Stated exercise.
Set the listing down unchanged, minus every embedded image.

# # # #

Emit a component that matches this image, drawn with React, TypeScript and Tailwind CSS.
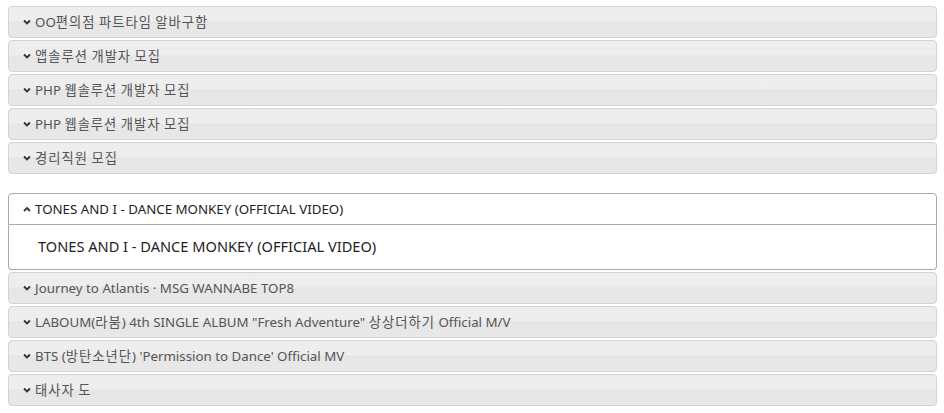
import React from 'react';

const groupOne = [
  'OO편의점 파트타임 알바구함',
  '앱솔루션 개발자 모집',
  'PHP 웹솔루션 개발자 모집',
  'PHP 웹솔루션 개발자 모집',
  '경리직원 모집',
];

const groupTwoRest = [
  'Journey to Atlantis · MSG WANNABE TOP8',
  'LABOUM(라붐) 4th SINGLE ALBUM "Fresh Adventure" 상상더하기 Official M/V',
  "BTS (방탄소년단) 'Permission to Dance' Official MV",
  '태사자 도',
];

const font = "font-['Noto_Sans','Noto_Sans_CJK_KR',sans-serif]";

// hangul in the screenshot runs wider than Noto CJK, so pad those runs a bit
function Label({ text }: { text: string }) {
  const parts = text.split(/([\uAC00-\uD7A3]+)/);
  return (
    <span className="leading-none pt-[1px] whitespace-pre">
      {parts.map((p, i) =>
        /[\uAC00-\uD7A3]/.test(p) ? (
          <span key={i} className="tracking-[1px]">{p}</span>
        ) : (
          <span key={i}>{p}</span>
        )
      )}
    </span>
  );
}

function Chevron({ up }: { up?: boolean }) {
  return (
    <svg width="8" height="6" viewBox="0 0 8 6" className="shrink-0">
      <path
        d={up ? 'M1 5 L4 2 L7 5' : 'M1 1.5 L4 4.5 L7 1.5'}
        fill="none"
        stroke="#333"
        strokeWidth="1.8"
      />
    </svg>
  );
}

function Header({ title }: { title: string }) {
  return (
    <div className="mt-[2px] h-[32px] flex items-center gap-[4px] pl-[14px] border border-[#d3d3d3] rounded-[4px] bg-[linear-gradient(to_bottom,#ededed_0%,#eeeeee_45%,#e6e6e6_50%,#e8e8e8_100%)] text-[13.3px] text-[#555]">
      <Chevron />
      <Label text={title} />
    </div>
  );
}

export default function App() {
  return (
    <main className={`min-h-screen bg-white pl-[8px] pr-[7px] pt-[4px] ${font}`}>
      <section className="flex flex-col">
        {groupOne.map((t, i) => (
          <Header key={i} title={t} />
        ))}
      </section>

      <section className="flex flex-col mt-[17px]">
        <div className="mt-[2px] h-[32px] flex items-center gap-[4px] pl-[14px] border border-[#aaa] rounded-t-[4px] bg-white text-[13.3px] text-[#222]">
          <Chevron up />
          <Label text="TONES AND I - DANCE MONKEY (OFFICIAL VIDEO)" />
        </div>
        <div className="h-[45px] flex items-center pl-[29px] border border-t-0 border-[#aaa] rounded-b-[4px] bg-white text-[14.6px] text-[#222]">
          TONES AND I - DANCE MONKEY (OFFICIAL VIDEO)
        </div>
        {groupTwoRest.map((t, i) => (
          <Header key={i} title={t} />
        ))}
      </section>
    </main>
  );
}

# # # #

Problem solution.
Emit a component that matches this image, drawn with React, TypeScript and Tailwind CSS.
import React from 'react';

const groupOne = [
  'OO편의점 파트타임 알바구함',
  '앱솔루션 개발자 모집',
  'PHP 웹솔루션 개발자 모집',
  'PHP 웹솔루션 개발자 모집',
  '경리직원 모집',
];

const groupTwoRest = [
  'Journey to Atlantis · MSG WANNABE TOP8',
  'LABOUM(라붐) 4th SINGLE ALBUM "Fresh Adventure" 상상더하기 Official M/V',
  "BTS (방탄소년단) 'Permission to Dance' Official MV",
  '태사자 도',
];

const font = "font-['Noto_Sans','Noto_Sans_CJK_KR',sans-serif]";

// hangul in the screenshot runs wider than Noto CJK, so pad those runs a bit
function Label({ text }: { text: string }) {
  const parts = text.split(/([\uAC00-\uD7A3]+)/);
  return (
    <span className="leading-none pt-[1px] whitespace-pre">
      {parts.map((p, i) =>
        /[\uAC00-\uD7A3]/.test(p) ? (
          <span key={i} className="tracking-[1px]">{p}</span>
        ) : (
          <span key={i}>{p}</span>
        )
      )}
    </span>
  );
}

function Chevron({ up }: { up?: boolean }) {
  return (
    <svg width="8" height="6" viewBox="0 0 8 6" className="shrink-0">
      <path
        d={up ? 'M1 5 L4 2 L7 5' : 'M1 1.5 L4 4.5 L7 1.5'}
        fill="none"
        stroke="#333"
        strokeWidth="1.8"
      />
    </svg>
  );
}

function Header({ title }: { title: string }) {
  return (
    <div className="mt-[2px] h-[32px] flex items-center gap-[4px] pl-[14px] border border-[#d3d3d3] rounded-[4px] bg-[linear-gradient(to_bottom,#ededed_0%,#eeeeee_45%,#e6e6e6_50%,#e8e8e8_100%)] text-[13.3px] text-[#555]">
      <Chevron />
      <Label text={title} />
    </div>
  );
}

export default function App() {
  return (
    <main className={`min-h-screen bg-white pl-[8px] pr-[7px] pt-[4px] ${font}`}>
      <section className="flex flex-col">
        {groupOne.map((t, i) => (
          <Header key={i} title={t} />
        ))}
      </section>

      <section className="flex flex-col mt-[17px]">
        <div className="mt-[2px] h-[32px] flex items-center gap-[4px] pl-[14px] border border-[#aaa] rounded-t-[4px] bg-white text-[13.3px] text-[#222]">
          <Chevron up />
          <Label text="TONES AND I - DANCE MONKEY (OFFICIAL VIDEO)" />
        </div>
        <div className="h-[45px] flex items-center pl-[29px] border border-t-0 border-[#aaa] rounded-b-[4px] bg-white text-[14.6px] text-[#222]">
          TONES AND I - DANCE MONKEY (OFFICIAL VIDEO)
        </div>
        {groupTwoRest.map((t, i) => (
          <Header key={i} title={t} />
        ))}
      </section>
    </main>
  );
}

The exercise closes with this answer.